DAUGHTERS OF LIBERTY

REVOLUTIONARY WOMEN

The revolutionary generation included numerous women who contributed to the struggle for independence. Deborah Sampson, the daughter of a poor Massachusetts farmer, disguised herself as a man and in 1782, at age twenty-one, enlisted in the Continental army. Sampson displayed remarkable courage, participating in several battles and extracting a bullet from her own leg so as not to have a doctor discover her identity. Ultimately, her commanding officer discovered her secret but kept it to himself, and she was honorably discharged at the end of the war. Years later, Congress awarded her a soldier’s pension. Other patriotic women participated in crowd actions against merchants accused of seeking profits by holding goods off the market until their prices rose, contributed homespun goods to the army, and passed along information about British army movements.

In this painting from 1797, Deborah Sampson, who donned men’s clothes to fight in the War of Independence, is portrayed in genteel female attire.

In Philadelphia, Esther Reed, the wife of patriot leader Joseph Reed, and Sarah Franklin Bache, the daughter of Benjamin Franklin, organized a Ladies’ Association to raise funds to assist American soldiers. They issued public broadsides calling for the “women of America” to name a “Treasuress” in each county in the United States who would collect funds and forward them to the governor’s wife or, if he were unmarried, to “Mistress Washington.” Referring to themselves as “brave Americans” who had been “born for liberty,” the Ladies’ Association illustrated how the Revolution was propelling women into new forms of public activism.
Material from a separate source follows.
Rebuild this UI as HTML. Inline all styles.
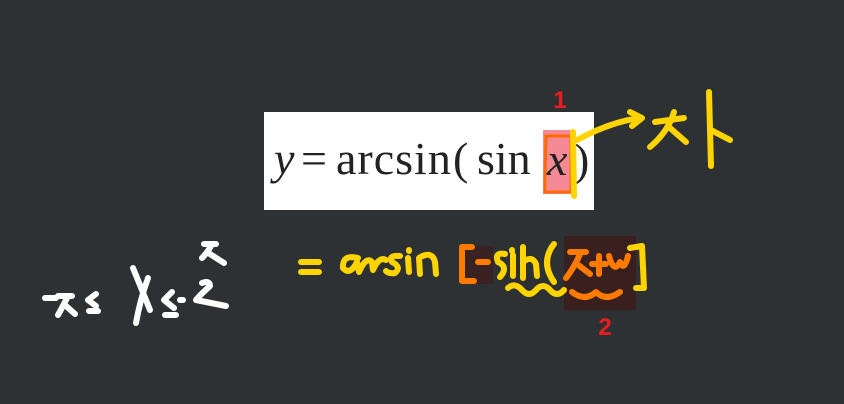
<!DOCTYPE html>
<html><head><style>
body{margin:0;width:844px;height:404px;background:#2d3134;overflow:hidden;position:relative}
.box{position:absolute;left:264px;top:112px;width:330px;height:98px;background:#fff}
.t{position:absolute;top:133px;font:46px/52px "Liberation Serif",serif;color:#222;white-space:pre}
svg{position:absolute;left:0;top:0}
</style></head><body>
<div class="box"></div>
<div class="t" style="left:274px"><i>y</i></div>
<div class="t" style="left:301px">=</div>
<div class="t" style="left:336px;letter-spacing:1px">arcsin</div>
<div class="t" style="left:453px">(</div>
<div class="t" style="left:477px">sin</div>
<svg width="844" height="404" viewBox="0 0 844 404">
<rect x="543" y="130" width="32" height="64" fill="#f26b7a" opacity="0.8"/>
<text x="547" y="175" font-family="Liberation Serif,serif" font-style="italic" font-size="46" fill="#222">x</text>
<text x="574" y="175" font-family="Liberation Serif,serif" font-size="46" fill="#222">)</text>
<path d="M545 175 V192 H571 V136 H546 Z" fill="none" stroke="#ff6a00" stroke-width="3"/>
<rect x="460" y="246" width="33" height="38" fill="#3a2222"/>
<rect x="564" y="236" width="72" height="74" fill="#3a1f1f"/>
<text x="560" y="108" font-family="Liberation Sans,sans-serif" font-weight="bold" font-size="24" fill="#ee1c1c" text-anchor="middle">1</text>
<text x="605" y="335" font-family="Liberation Sans,sans-serif" font-weight="bold" font-size="24" fill="#ee1c1c" text-anchor="middle">2</text>
<g fill="none" stroke="#ffd400" stroke-width="6" stroke-linecap="round" stroke-linejoin="round">
<path d="M577 140 Q610 122 640 118"/><path d="M630 112 L642 118 L632 126"/>
<path d="M655 122 L684 118 M674 112 Q668 132 650 147 M670 128 L686 142"/>
<path d="M709 92 L711 166 M711 130 L730 140"/>
<path d="M573 132 L574 196"/>
<path d="M301 262 H319 M301 272 H319"/>
<path d="M358 258 Q342 254 343 268 Q350 276 357 262 L359 272 Q366 256 372 262 L373 270 Q379 256 386 260"/>
<path d="M400 256 Q388 255 392 262 Q402 267 395 273 Q389 274 386 271"/>
<path d="M408 258 L409 272 M409 250 L409 251"/>
<path d="M420 274 L419 258 Q432 250 435 262 L436 274"/>
<path d="M505 254 Q494 252 498 262 Q509 267 500 277"/>
<path d="M513 255 L513 276 M512 250 V251"/>
<path d="M523 247 L523 278 M523 262 Q532 255 536 264 L537 276"/>
<path d="M554 244 Q540 262 554 282"/>
<path d="M630 248 L642 246 L644 288 L636 288"/>
<path d="M508 288 Q515 282 522 290 Q529 298 536 290 Q543 282 550 290 Q557 298 564 290"/>
</g>
<g fill="none" stroke="#ff7a00" stroke-width="6" stroke-linecap="round" stroke-linejoin="round">
<path d="M472 247 L462 247 L462 281 L474 281 M478 262 L488 262"/>
<path d="M570 252 H586 M581 252 Q574 268 566 278 M577 264 L590 274"/>
<path d="M592 264 H606 M599 256 V274"/>
<path d="M609 256 Q614 274 620 262 Q624 272 628 256"/>
<path d="M572 292 Q585 302 596 292 Q606 302 620 292"/>
</g>
<g fill="none" stroke="#fff" stroke-width="6" stroke-linecap="round" stroke-linejoin="round">
<path d="M45 298 H56"/>
<path d="M58 296 H72 M68 296 Q62 308 58 315 M66 306 L75 314"/>
<path d="M96 294 L88 300 L96 306 M89 311 H98"/>
<path d="M133 268 Q140 285 150 310 M148 278 Q140 300 136 323"/>
<path d="M172 292 L164 300 L174 308 M165 315 H176"/>
<path d="M180 300 L183 300"/>
<path d="M202 283 Q210 280 210 286 Q200 295 196 300 L226 306"/>
<path d="M204 244 H216 M212 244 Q208 252 202 258 M210 254 L224 263"/>
</g>
</svg>
</body></html>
Within American households, women participated in the political discussions unleashed by independence. “Was not every fireside,” John Adams later recalled, “a theater of politics?” Adams’s own wife, Abigail Adams, as has been mentioned, was a shrewd analyst of public affairs. Mercy Otis Warren—the sister of James Otis and husband of James Warren, a founder of the Boston Committee of Correspondence—was another commentator on politics. She promoted the revolutionary cause in poems and dramas and later published a history of the struggle for independence.